Action Replay: Dulwich Hamlet F. C. and Ultras (2015)

The Action Replay Column from the March 2015 issue of the Socialist Standard

Dulwich Hamlet F. C. are a non-league football team who play less than twenty minutes away from the head office of the Socialist Party in South London.

Vice magazine described them thus: ‘London's Left-Wing Utopian Non-League Ultras Are Reclaiming Football’ in the rather sensationalist title of their article (January 5). Ultras are football fans known for fanatical support and devotion to their club, primarily existing in Italian football. Ultras may use smoke flares, banners, wave flags, get involved in fanzines or instigate chants and songs at matches.

Like most, if not all, non-league clubs – at Dulwich, ticket prices are much more affordable than Premier League clubs. The fans at Dulwich call themselves the Rabble and, although the club has played since 1893, more recently some of the fans have been involved in creating a particular culture around the club.

Although the club is currently owned by a private company, the Hadley Property Group, a group of keen fans called ‘Dulwich Hamlet Supporters Trust’ seeks full or partial supporter/ community ownership of the club. The club culture commits to combating the prevalent homophobia in football, and the club’s players wore rainbow laces to this effect (the first non-league club to do so). The fans even publish their own website (dulwichhamlet.org), regular podcast ‘Forward the Hamlet’ and fanzine ‘The Moral Victory’ edited by Louis Daly.

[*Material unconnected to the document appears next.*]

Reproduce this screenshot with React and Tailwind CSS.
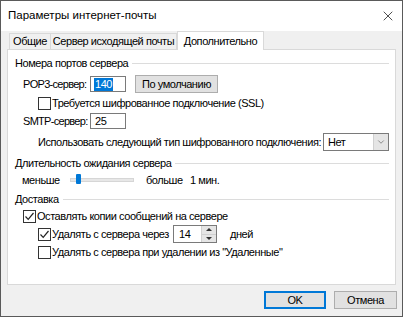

A smaller group of fans, distinct from the Rabble, call themselves ‘the Comfast chapter’. The Comfast chapter, as with non-league Clapton F. C. ultras in North London, are more akin to famously left-wing ultras following F. C. St. Pauli in Germany. The Comfast chapter have slogans such as ‘Communism is inevitable’. Robert Molloy-Vaughan who runs Comfast was involved in a podcast called ‘This is Deep Play’ which was against commercialisation of football but described this as ‘For Future Football’ as opposed to the more negative ‘Against Modern Football’ slogan. However, Molloy-Vaughan does also write ‘football is actually a deeply flawed way of expressing yourself politically… [its] oppositional nature means you have guaranteed swathes ready to disagree with you no matter what you say, for tribal reasons.’